The same factors were recently applied in the Fly dispute. The complaint was brought by several securities trading firms who objected to Fly’s online reporting of whether a particular trading firm had “upgraded” or “downgraded” a stock prior to the market’s opening bell. Fly’s defense was that it was reporting facts that were already being reported elsewhere, such as: “Morgan Stanley has downgraded ‘xyz’ stock.” To no avail, the Court prohibited Fly from publishing this information for a period of one half hour after the opening bell on the New York Stock Exchange.
Fly immediately appealed in April 2010. The Second Circuit took the issue up on an expedited basis. Arguments were heard in June. It was an extraordinary hearing. The Court heard the parties and numerous other interested parties, such as Google, Dow Jones. Many others were also given the opportunity to speak because of the important public policy issues raised. The courtroom was packed with press.

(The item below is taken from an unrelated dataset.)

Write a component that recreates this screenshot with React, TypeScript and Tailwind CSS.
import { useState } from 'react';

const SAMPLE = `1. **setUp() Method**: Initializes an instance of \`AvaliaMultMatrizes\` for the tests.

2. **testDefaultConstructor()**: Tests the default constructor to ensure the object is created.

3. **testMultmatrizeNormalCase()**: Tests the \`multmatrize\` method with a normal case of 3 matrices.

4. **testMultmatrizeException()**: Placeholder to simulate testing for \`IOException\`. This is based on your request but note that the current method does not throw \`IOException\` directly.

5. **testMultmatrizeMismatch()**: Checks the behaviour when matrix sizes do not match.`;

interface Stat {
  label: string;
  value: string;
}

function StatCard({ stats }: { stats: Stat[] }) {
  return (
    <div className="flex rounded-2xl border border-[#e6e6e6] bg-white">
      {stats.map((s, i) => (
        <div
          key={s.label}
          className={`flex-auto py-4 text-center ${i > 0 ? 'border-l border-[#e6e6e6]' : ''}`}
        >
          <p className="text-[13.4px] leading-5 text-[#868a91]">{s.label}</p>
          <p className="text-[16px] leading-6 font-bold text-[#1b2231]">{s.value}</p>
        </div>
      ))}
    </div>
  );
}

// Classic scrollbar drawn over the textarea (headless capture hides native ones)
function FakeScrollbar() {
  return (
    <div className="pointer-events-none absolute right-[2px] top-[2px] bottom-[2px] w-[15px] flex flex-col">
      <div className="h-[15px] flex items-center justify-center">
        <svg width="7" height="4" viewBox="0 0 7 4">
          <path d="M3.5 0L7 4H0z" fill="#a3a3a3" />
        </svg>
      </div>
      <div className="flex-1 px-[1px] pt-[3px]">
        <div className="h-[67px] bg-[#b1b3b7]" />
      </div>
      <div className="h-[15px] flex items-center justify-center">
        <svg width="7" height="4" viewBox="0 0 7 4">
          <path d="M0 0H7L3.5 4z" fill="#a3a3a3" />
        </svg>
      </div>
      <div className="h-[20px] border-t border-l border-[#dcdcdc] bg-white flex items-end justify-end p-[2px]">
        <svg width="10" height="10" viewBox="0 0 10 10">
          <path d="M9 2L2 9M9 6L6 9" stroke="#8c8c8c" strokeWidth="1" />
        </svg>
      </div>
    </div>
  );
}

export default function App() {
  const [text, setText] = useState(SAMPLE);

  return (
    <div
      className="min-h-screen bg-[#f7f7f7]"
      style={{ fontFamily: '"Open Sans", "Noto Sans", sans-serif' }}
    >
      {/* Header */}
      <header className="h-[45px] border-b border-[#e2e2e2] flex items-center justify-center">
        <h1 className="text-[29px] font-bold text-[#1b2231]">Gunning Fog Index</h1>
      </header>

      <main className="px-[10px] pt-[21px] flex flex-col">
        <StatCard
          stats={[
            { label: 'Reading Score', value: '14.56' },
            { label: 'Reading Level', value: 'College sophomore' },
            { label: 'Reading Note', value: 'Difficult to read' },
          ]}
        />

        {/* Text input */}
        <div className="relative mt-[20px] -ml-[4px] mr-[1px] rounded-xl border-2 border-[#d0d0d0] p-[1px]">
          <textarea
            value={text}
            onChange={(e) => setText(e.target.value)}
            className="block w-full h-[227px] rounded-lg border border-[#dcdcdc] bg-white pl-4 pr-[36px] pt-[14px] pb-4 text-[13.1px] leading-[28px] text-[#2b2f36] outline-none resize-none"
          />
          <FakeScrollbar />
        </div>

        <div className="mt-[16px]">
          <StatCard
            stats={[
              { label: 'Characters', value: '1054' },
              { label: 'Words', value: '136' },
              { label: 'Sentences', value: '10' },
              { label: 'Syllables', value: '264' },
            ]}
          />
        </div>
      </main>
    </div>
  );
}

Yet, here we are in the New Year, without a decision.

In the meantime, probably encouraged by the Fly decision, Dow Jones sued Briefing.com over the use of headlines published on the Dow Jones news wire and the Wall Street Journal Online. Other newsgathering organizations may also be taking this opportunity to lock down facts.

If the doctrine of hot news remains viable at all, it needs to be modified to take into account the digital world. The elements should resemble something closer akin to the test for trade secrets, namely: the plaintiff must have gathered the information exclusively, taken significant and effective steps to keep the information confidential, the information must be extremely time sensitive, and the wrong-doer must be a direct competitor. Hopefully the Second Circuit will consider my opinion.

(In the interest of full disclosure, I represented Briefing.com in its defense against Dow Jones’ claims of hot news misappropriation.)